Как всем хорошо известно, в СССР секса не было. То есть, конечно, не прямо совсем уж не было. Где-то по блату, через знакомых, близких к номенклатуре, все-таки можно было достать. Особенно, говорят, ценился чехословацкого производства, с виду неказистый, но зато надежный, сносу нет – на века делали, не то что теперь. Из командировки, бывало, заграничной кто-нибудь привезет – и весь двор пользуется. В очередь записывались, тетрадки специальные вели. Ответственного назначали, обычно из пенсионеров, бывших фронтовиков, чтобы он у себя держал и выдавал согласно утвержденному графику.

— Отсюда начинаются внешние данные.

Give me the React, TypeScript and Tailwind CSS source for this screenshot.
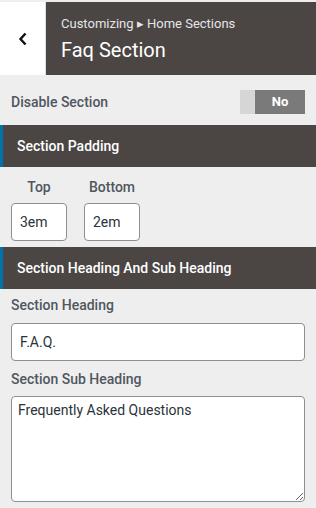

Ну а как Советский Союз распался, секса вокруг сразу сделалось много. Даже чересчур. В том числе и на экранах. Строго говоря, разврат потихоньку стал проникать в отечественное кино еще раньше, примерно с начала перестройки, но пока в ограниченных объемах и, как правило, в определенном политикой гласности контексте, точечными вкраплениями. Потом наступил роковой 1991 год, к концу которого все ограничения исчезли, а контекст перестал что-либо определять. Вместе с Советским Союзом в одночасье схлопнулся и советский кинематограф, оставив после себя радиоактивное пепелище.
Тем не менее жизнь всегда найдет выход. Чему российское кино 1990-х – наглядное свидетельство. Наиболее отчаянные кинодеятели продолжили творить на руинах цивилизации, адаптируясь под резко изменившиеся условия и стараясь угнаться за духом времени. Для этого нужно было давать публике то, чего раньше публика не получала. Да побольше, да побольше. Так кинематограф молодой России, едва народившись, тут же впал в состояние перманентно возбужденного прыщавого подростка, все помыслы которого направлены на осуществление интимной близости.
Впрочем, гораздо более точно это состояние передает метафорический образ героя Станислава Садальского из фильма «Болотная street, или средство против секса» (1991). Садальский играет возвращающегося с зоны после отсидки уголовника, который от многолетнего полового воздержания весь аж искрится. Буквально. Что становится причиной возгорания в многоквартирном доме. Другие обитатели дома также испытывают различные проблемы сексуального характера, и вместо того чтобы спасаться от пожара, принимаются в срочном порядке их решать.
В этом запредельно вульгарном фарсе, населенном притом сплошь именитыми артистами (Михаил Пуговкин, Леонид Ярмольник, Лариса Удовиченко, Евгений Моргунов и т. д.), между строк высказывается смелое предположение, что к распаду СССР привело не в последнюю очередь накопившееся сексуальное напряжение. А значит, по крайней мере один безусловно положительный аспект в случившемся присутствует. «Кажется, нам удалось спасти самое главное», – произносит герой Пуговкина в самом конце, после чего фильм завершается апокалиптическим видом горящего города на фоне рассвета. Рассвета новой сексуальной революции.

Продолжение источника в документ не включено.